The dollar was 0.05 percent higher at 110.79 yen JPY=, off a 1-1/2-month low of 110.10 touched on Monday.
• Turkey’s lira clawed back some losses on Monday from a record low 7.24 lira per dollar after the country’s central bank said it would provide liquidity and cut reserve requirements for banks, but the currency was still down around 10 percent on the day. It has shed more than two-fifths of its value in 2018.
That knocked emerging market currencies. The South African rand was down 1.5 percent, after earlier falling over 10 percent to a more than two-year low in earlier trading. The Indian rupee stumbled to a record low, while the Mexican peso lost more than 1 percent.
• The greenback was also helped against the yen by rises in U.S. bond yields. The 10-year U.S. Treasuries yield US10YT=RR bounced back to 2.877 percent from a three-week low of 2.848 percent.
The dollar, which has rallied since the lira crisis, lost 0.2 percent to 96.177 against a basket of major currencies, below its 13-month high of 96.522.
• The German economy picked up more steam than expected in the second quarter, driven by higher household and state spending, suggesting that Europe’s biggest economy is powering ahead despite trade-related business uncertainties.
Gross domestic product expanded by 0.5 percent quarter-on-quarter, the Federal Statistics Office said on Tuesday. That compared with a Reuters forecast of 0.4percent.
• Italian Prime Minister Giuseppe Conte and his top ministers discussed the 2019 budget on Monday and agreed that it will preserve the stability of state finances and lower the public debt, the prime minister’s office said.

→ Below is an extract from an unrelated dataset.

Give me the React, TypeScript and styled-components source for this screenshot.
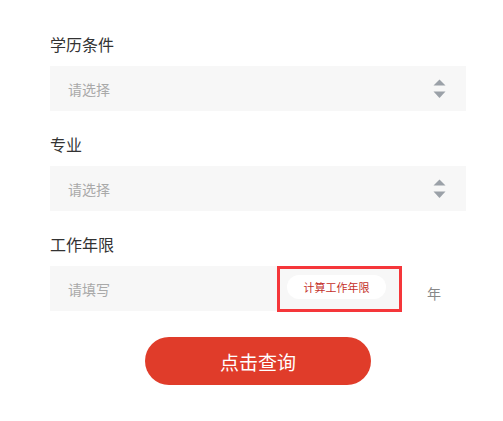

Italian stocks and government bonds have come under pressure in recent days due to contagion from financial turmoil in Turkey and market concerns that Rome’s spending plans will push up the already-high public debt.
• "How can a country where the entire market cap of Turkish equities traded on the Istanbul Stock exchange is less than the market cap of Netflix wreak such havoc? It is all about the direct and indirect impacts," wrote Katie Nixon, chief investment officer for wealth management at Northern Trust. "There are certain emerging market countries with relatively weak currencies and a heavy reliance on external (predominately dollar based) financing. The fear is that what happens in Turkey won't stay in Turkey."
• China’s economy is showing signs of cooling further as the U.S. prepares even tougher trade tariffs, with investment growth slowing to a record low and consumers turning more cautious about spending, data showed on Tuesday.
Fixed-asset investment expanded by a less-than-expected 5.5 percent in January-July, a result of Beijing’s crackdown on lavish local government borrowing for projects to boost growth.
Industrial output also undershot expectations, weighed down by pollution curbs and the uncertain trade outlook, adding to expectations that authorities will roll out more policy stimulus measures.
• China on Tuesday condemned measures targeting it in a new U.S. defense act, saying it exaggerated antagonism and that Beijing would take a close look at aspects that beef up the role of a U.S. panel that reviews foreign investment proposals.
• Oil prices rose on Tuesday after Saudi Arabia said it had cut production in July, although concerns over a slowdown in global economic growth kept a lid on markets.
Benchmark Brent crude oil LCOc1 was up 60 cents at $73.21 a barrel by 0745 GMT. U.S. light crude CLc1 was 60 cents higher at $67.80.
Saudi Arabia told the Organization of the Petroleum Exporting Countries that it had reduced crude output by 200,000 barrels per day (bpd) to 10.29 million bpd in July.
· CRUDE OIL TECHNICAL ANALYSIS
Crude oil prices continue to hover at support-turned-resistance that guided the uptrend from early February. A daily close above its upper boundary at 68.41 opens the door for a retest of the 69.89-70.41 area. Alternatively, a move below the swing low at 65.74 targets the 63.96-64.26 zone.